Cross-validation is a technique used to assess the performance and generalization ability of a machine learning model. It involves dividing the dataset into multiple subsets or folds and iteratively training and evaluating the model on different combinations of these subsets. The primary goal is to estimate how well the model will perform on unseen data.

#### 58. Why is cross-validation important?

#### Answer:

Cross-validation provides a more reliable estimate of a model's performance than a single train-test split. It helps to detect issues like overfitting or underfitting and gives a better understanding of how well the model generalizes to new, unseen data. By averaging the performance across different folds, cross-validation reduces the impact of randomness that may occur in a single train-test split.

#### 59. Explain the difference between k-fold cross-validation and stratified k-fold cross-validation.

#### Answer:

- k-fold Cross-validation: 

In k-fold cross-validation, the dataset is divided into k equally-sized folds. The model is trained on k-1 folds and tested on the remaining fold. This process is repeated k times, each time using a different fold as the test set.

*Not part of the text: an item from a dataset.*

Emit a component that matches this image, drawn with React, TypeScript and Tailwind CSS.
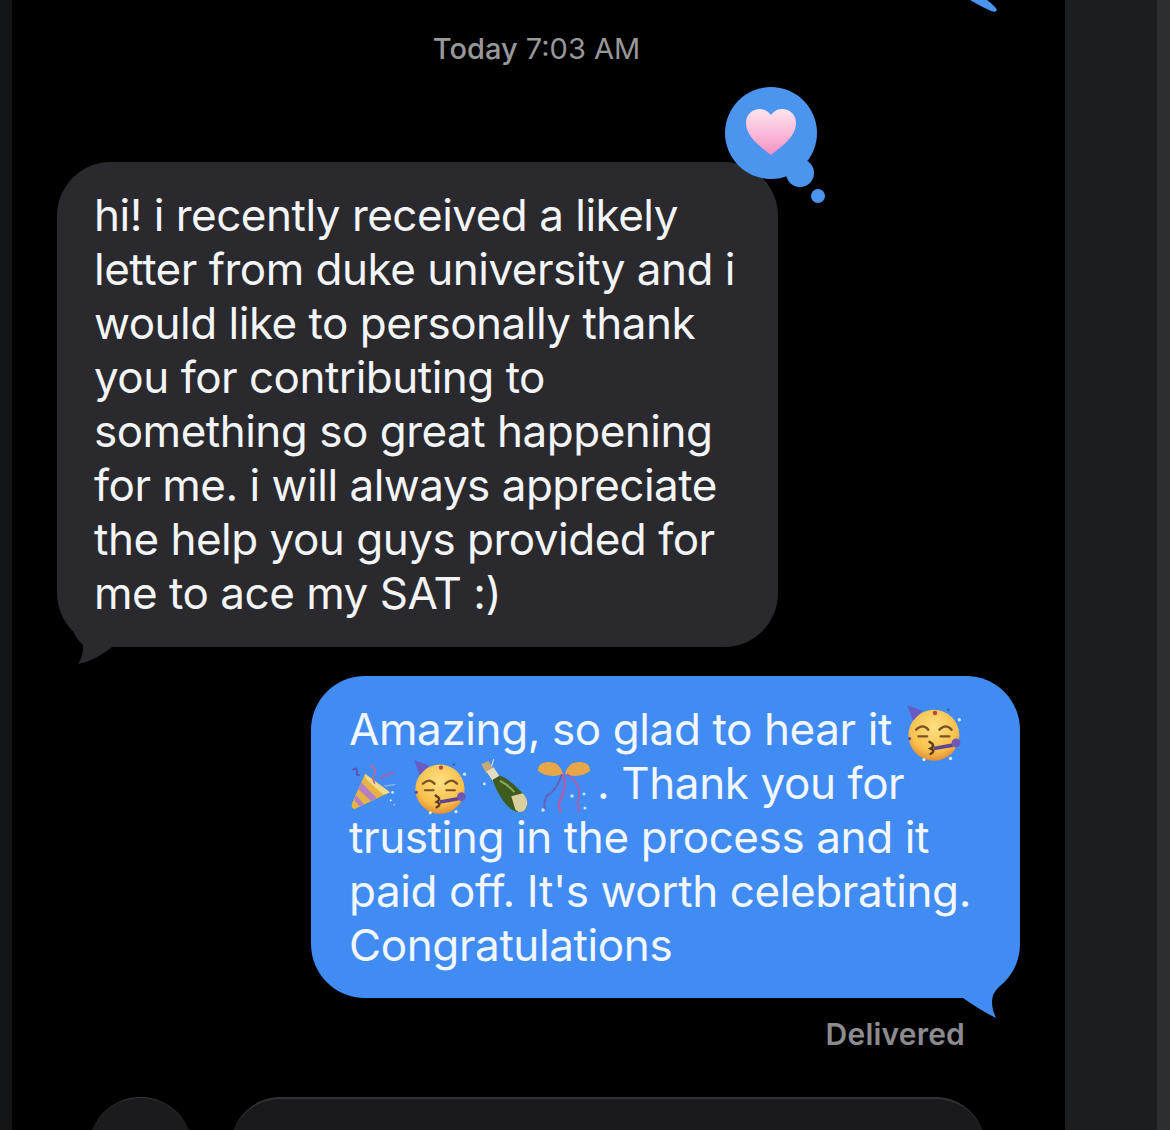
const PartyPopper = () => (
  <svg viewBox="0 0 54 54" className="inline-block w-[48px] h-[54px] -my-[6px] align-middle">
    <path d="M18 12 L46 33 L6 52 Q1 50 4 44 Z" fill="#e6b443" />
    <path d="M14 22 L31 39 L25 43 L10 29 Z" fill="#b47fc4" />
    <path d="M8 36 L17 47 L12 49 L6 42 Z" fill="#b47fc4" />
    <path d="M18 12 L46 33 L39 36 L19 18 Z" fill="#f6da85" />
    <path d="M24 3 Q32 6 28 14 Q26 18 29 23" fill="none" stroke="#c0659c" strokeWidth="2" />
    <path d="M36 18 Q40 10 43 15 Q47 8 51 12" fill="none" stroke="#a35fb0" strokeWidth="2" />
    <path d="M4 8 Q9 3 9 10 Q7 15 12 13" fill="none" stroke="#5a52b8" strokeWidth="2" />
    <path d="M40 26 L52 24" stroke="#8fb8ea" strokeWidth="1.5" />
    <circle cx="49" cy="33" r="1.6" fill="#cfe9f7" />
    <circle cx="47" cy="42" r="1.2" fill="#cfe9f7" />
    <circle cx="51" cy="47" r="1.2" fill="#c9a0d8" />
  </svg>
);

const PartyFace = ({ id, big }: { id: string; big?: boolean }) => (
  <svg
    viewBox="0 0 56 54"
    className={
      big
        ? "inline-block w-[62px] h-[60px] -my-[9px] align-middle"
        : "inline-block w-[60px] h-[58px] -my-[8px] align-middle"
    }
  >
    <defs>
      <radialGradient id={id} cx="50%" cy="35%" r="65%">
        <stop offset="0%" stopColor="#fde082" />
        <stop offset="72%" stopColor="#f8c04c" />
        <stop offset="100%" stopColor="#e38f36" />
      </radialGradient>
    </defs>
    <circle cx="27" cy="29" r="23" fill={`url(#${id})`} />
    <path d="M3 2 L17 7 L8 16 Z" fill="#6a5bc4" />
    <path d="M11 24 Q17 18 22 24 M32 24 Q38 18 43 24" fill="none" stroke="#7a5226" strokeWidth="2.2" strokeLinecap="round" />
    <path d="M13 30 H21 M33 30 H41" stroke="#7a5226" strokeWidth="2" strokeLinecap="round" />
    <path d="M23 35 Q29 38 24 41 Q29 43 24 46" fill="none" stroke="#5e3b1c" strokeWidth="2.2" strokeLinecap="round" />
    <path d="M27 41 L44 38" stroke="#5f458f" strokeWidth="3.4" />
    <circle cx="47" cy="36" r="4" fill="#6f57b4" />
    <circle cx="28" cy="9" r="2" fill="#b5473f" />
    <circle cx="50" cy="15" r="1.5" fill="#cfe9f7" />
    <circle cx="40" cy="6" r="1.4" fill="#3f62b8" />
    <circle cx="5" cy="32" r="1.5" fill="#5a52b8" />
    <circle cx="18" cy="51" r="1.5" fill="#e3e6c8" />
    <circle cx="42" cy="50" r="1.5" fill="#cfe9f7" />
  </svg>
);

const Bottle = () => (
  <svg viewBox="0 0 54 54" className="inline-block w-[56px] h-[56px] -my-[7px] align-middle">
    <path d="M6 5 L13 2 L18 10 L11 14 Z" fill="#c9a878" />
    <path d="M11 12 L18 8 L24 17 L17 21 Z" fill="#e3dcc0" />
    <path d="M17 20 L24 16 Q34 20 44 31 Q52 39 50 45 Q48 52 42 51 Q34 50 27 40 Q20 30 17 20 Z" fill="#3e5c1d" />
    <path d="M35 36 L46 33 Q52 39 50 45 Q48 52 42 51 L39 49 Z" fill="#dccf9e" />
    <path d="M24 21 Q32 25 38 32" fill="none" stroke="#8ba65a" strokeWidth="2" />
    <circle cx="9" cy="24" r="1.4" fill="#cfe9f7" />
    <path d="M18 0 L16 7" stroke="#d9e6f2" strokeWidth="1" />
  </svg>
);

const Bow = () => (
  <svg viewBox="0 0 54 54" className="inline-block w-[54px] h-[54px] -my-[6px] align-middle">
    <path d="M26 14 Q23 1 10 2 Q0 4 1 11 Q12 19 26 14 Z" fill="#e8a64a" />
    <path d="M28 14 Q31 1 44 2 Q54 4 53 11 Q42 19 28 14 Z" fill="#e8a64a" />
    <path d="M25 14 Q20 30 10 36 Q6 42 8 50" fill="none" stroke="#6c5bb0" strokeWidth="1.8" />
    <path d="M26 14 Q30 28 24 38 Q20 46 24 52" fill="none" stroke="#b45ca8" strokeWidth="2.4" />
    <path d="M30 14 Q44 24 42 36 Q40 44 42 52" fill="none" stroke="#b45ca8" strokeWidth="1.8" />
    <circle cx="35" cy="36" r="1.8" fill="#bfe3f5" />
    <circle cx="6" cy="50" r="1.8" fill="#bfe3f5" />
    <circle cx="47" cy="34" r="1.5" fill="#bfe3f5" />
    <circle cx="48" cy="48" r="1.5" fill="#bfe3f5" />
  </svg>
);

const ThoughtHeart = () => (
  <svg viewBox="0 0 110 125" className="absolute left-[668px] top-[-75px] w-[110px] h-[125px]">
    <defs>
      <linearGradient id="heart" x1="0" y1="0" x2="0" y2="1">
        <stop offset="0%" stopColor="#fde4ee" />
        <stop offset="55%" stopColor="#fbb8d8" />
        <stop offset="100%" stopColor="#f58fc0" />
      </linearGradient>
    </defs>
    <circle cx="46" cy="46" r="46" fill="#4b95ef" />
    <circle cx="75" cy="86" r="14" fill="#4b95ef" />
    <circle cx="93" cy="109" r="7" fill="#4b95ef" />
    <path d="M46 68 C36 60 21 50 21 36 C21 26 29 22 35 22 C40 22 44 25 46 28 C48 25 52 22 57 22 C63 22 71 26 71 36 C71 50 56 60 46 68 Z" fill="url(#heart)" />
  </svg>
);

const App = () => {
  return (
    <div className="w-[1170px] h-[1130px] overflow-hidden flex bg-black font-['Inter',sans-serif]">
      <div className="w-[12px] shrink-0 bg-[#131415]" />

      <main className="relative w-[1053px] shrink-0 bg-black flex flex-col">
        {/* tail of the previous message */}
        <svg viewBox="0 0 30 14" className="absolute left-[958px] top-0 w-[30px] h-[14px]">
          <path d="M0 0 L17 0 Q25 6 27 10 Q26 13 21 11 Q10 6 0 0 Z" fill="#4b95ef" />
        </svg>

        <div className="h-[162px] shrink-0 pt-[30px] pr-[4px] text-center text-[29px] leading-[38px] text-[#98989b]">
          <span className="font-medium">Today</span> 7:03 AM
        </div>

        <div className="relative shrink-0 ml-[45px] w-[721px] h-[485px] rounded-[54px] bg-[#2a2a2e] pl-[37px] py-[26px] text-[44px] leading-[54px] tracking-[-0.5px] text-[#f3f4f6]">
          hi! i recently received a likely
          <br />
          letter from duke university and i
          <br />
          would like to personally thank
          <br />
          you for contributing to
          <br />
          something so great happening
          <br />
          for me. i will always appreciate
          <br />
          the help you guys provided for
          <br />
          me to ace my SAT :)
          <ThoughtHeart />
          <svg viewBox="0 0 60 70" className="absolute left-0 bottom-[-18px] w-[60px] h-[70px]">
            <path d="M16 36 Q20 45 26 50 Q27 60 21 69 Q38 66 55 52 L55 30 Z" fill="#2a2a2e" />
          </svg>
        </div>

        <div className="relative shrink-0 mt-[29px] ml-[299px] w-[709px] h-[322px] rounded-[54px] bg-[#418cf2] pl-[38px] py-[26px] text-[44px] leading-[54px] tracking-[-0.4px] text-[#f2f7fd]">
          Amazing, so glad to hear it <PartyFace id="face-a" big />
          <br />
          <PartyPopper />
          <span className="inline-block w-[14px]" />
          <PartyFace id="face-b" />
          <span className="inline-block w-[4px]" />
          <Bottle />
          <span className="inline-block w-[6px]" />
          <Bow />
          <span className="inline-block w-[6px]" />. Thank you for
          <br />
          trusting in the process and it
          <br />
          paid off. It's worth celebrating.
          <br />
          Congratulations
          <svg viewBox="0 0 70 70" className="absolute right-0 bottom-[-22px] w-[70px] h-[70px]">
            <path d="M10 40 L10 48 L13 48 Q30 60 46 68 Q40 56 43 45 Q46 40 52 33 Z" fill="#418cf2" />
          </svg>
        </div>

        <div className="shrink-0 mt-[17px] mr-[100px] text-right text-[30px] leading-[38px] font-semibold tracking-[0.2px] text-[#8c8c8f]">
          Delivered
        </div>

        <div className="shrink-0 mt-[44px] ml-[77px] flex gap-[39px]">
          <div className="w-[103px] h-[103px] shrink-0 rounded-full bg-[#1b1b1d] border-t border-[#3a3a3c]" />
          <div className="w-[754px] h-[99px] rounded-[50px] bg-[#1a1a1c] border-t-2 border-[#333335]" />
        </div>
      </main>

      <div className="w-[92px] shrink-0 bg-[#1c1d1f]" />
      <div className="flex-1 bg-[#2c2e30]" />
    </div>
  );
};

export default App;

The performance metrics are averaged over the k iterations to obtain the final evaluation.

- Stratified k-fold Cross-validation: 

Stratified k-fold is used when dealing with classification tasks and imbalanced datasets. It ensures that each fold's class distribution is similar to the overall class distribution. This helps in obtaining more robust and unbiased estimates of the model's performance, especially when some classes are underrepresented.

#### 60. How do you interpret the cross-validation results?

#### Answer:

Interpreting cross-validation results involves examining the performance metrics obtained during each fold and averaging them to get the final estimate of the model's performance. Common performance metrics include accuracy, precision, recall, F1-score, or mean squared error, depending on the type of problem (classification or regression). If the cross-validation performance is consistent across all folds, it indicates that the model is likely to generalize well. On the other hand, if there is a significant variance in performance across folds, it may indicate overfitting or other issues with the model. The average performance obtained from cross-validation serves as a better estimate of the model's true performance compared to a single train-test split.